Quant à la drôlerie du petit Hurtaud 4, il en sera tout ce qui plaira à Dieu. Je suis résigné à tout depuis la mort du cardinal Passionnei, et depuis notre petite défaite auprès de Ham. J’espérais que le cardinal Passionei me ferait avoir d’admirables privilèges pour mon église savoyarde. J’ai peur d’échouer dans le sacré et dans le profane ; je me disais : on va signer la paix dans Hanovre, tout le monde sera gai et content, on ne songera plus qu’à aller à la comédie, on souscrira en foule pour Pierre Corneille, tous les billets royaux seront payés à l’échéance, tout le monde se prendra par la main pour danser, depuis Collioure jusqu’à Dunkerque ; voilà mon rêve fini , et le réveil est triste.

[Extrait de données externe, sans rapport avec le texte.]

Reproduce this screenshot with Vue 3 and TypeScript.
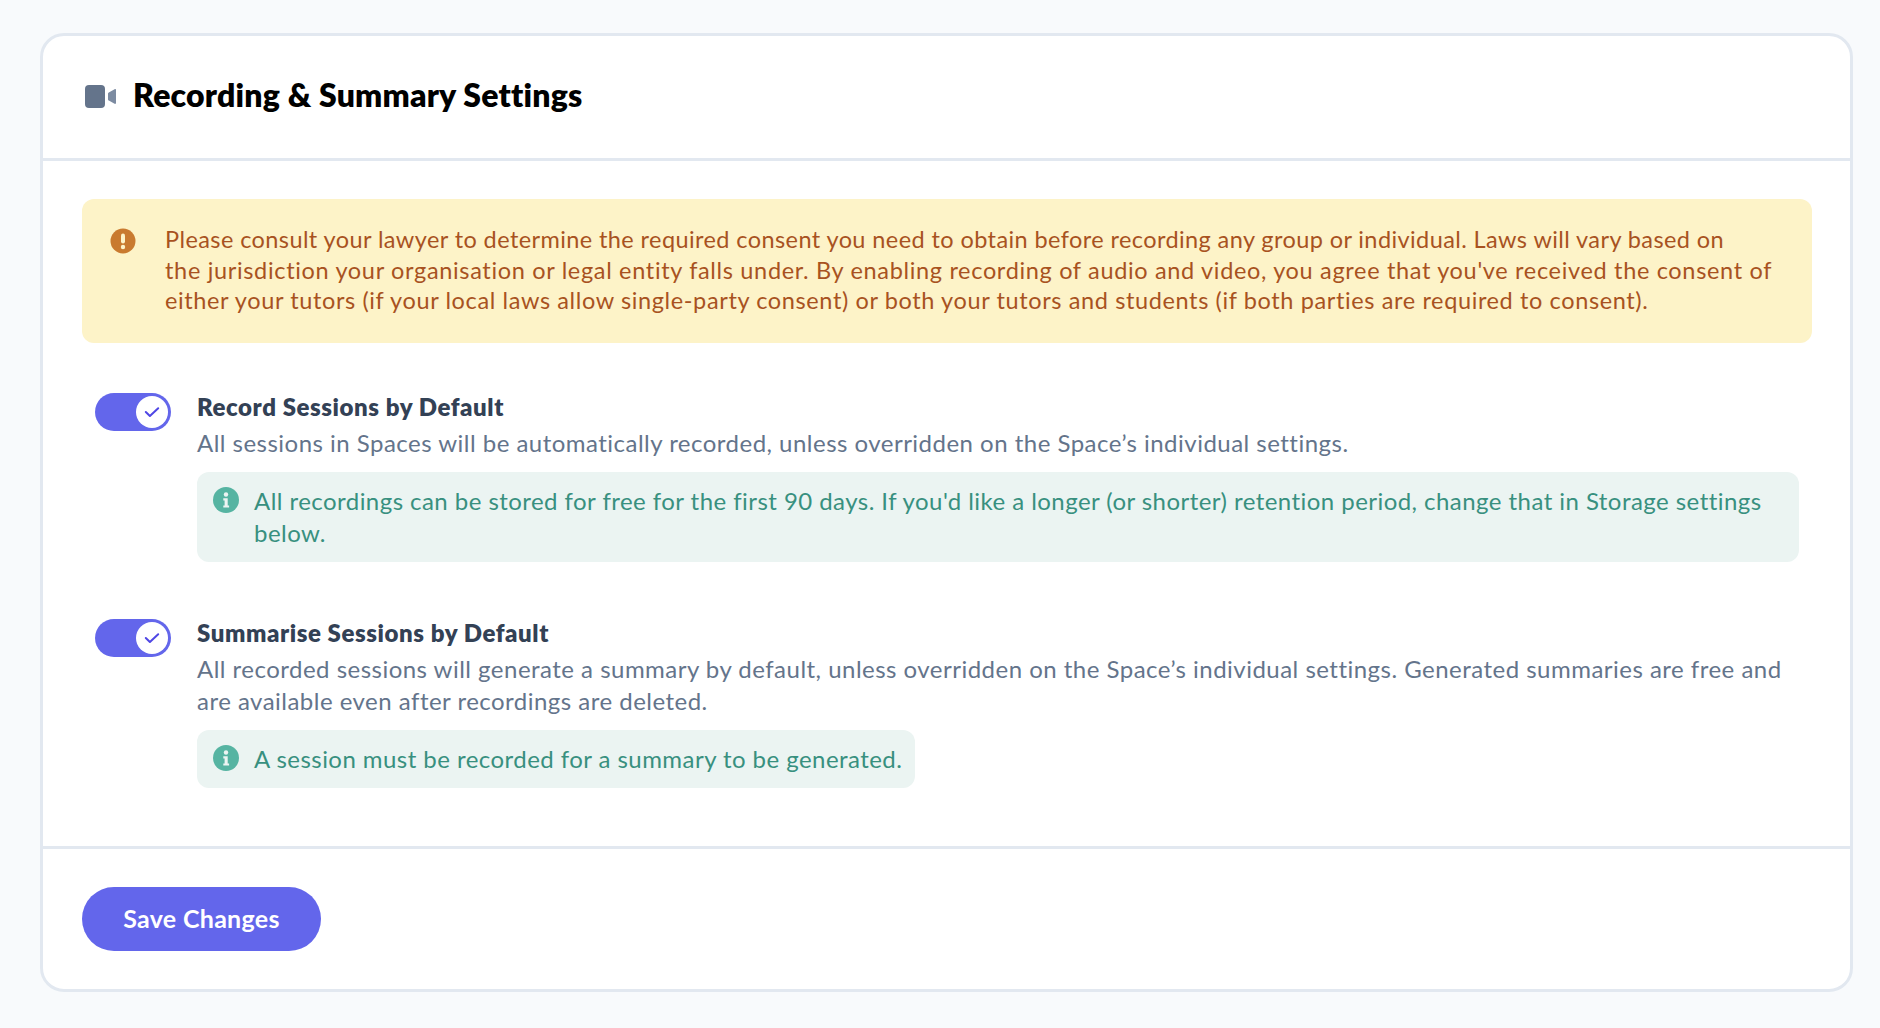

La divine et superbe Clairon augmentera-t-elle ma douleur, et sera-t-elle fâchée contre moi, parce que j’ai été poli avec M. le comte de Lauraguais 5 ? Mon cher ange lui fera entendre raison ; il me l’a fait entendre si souvent à moi, qui suis plus capricieux qu’une actrice !

Je voudrais bien vous envoyer une partie de mon Commentaire ; mais tout cela est sur de petits papiers comme les feuilles de la Sibylle ; et d’ailleurs rien n’est en vérité moins amusant.

Respect à tous les anges. Le malheur est sur les yeux . Les miens sont affligés aussi  mais je songe aux vôtres.

V. »

1 L'édition de Kehl supprime le dernier tiers du premier paragraphe, après Mes anges ont raison […] à la suite de la copie Beaumarchais . Date complétée sur le manuscrit par d'Argental .

2 Cinna ajouté par V* au dessus de la ligne .

3  Surnom donné à Mme d'Argental par V*.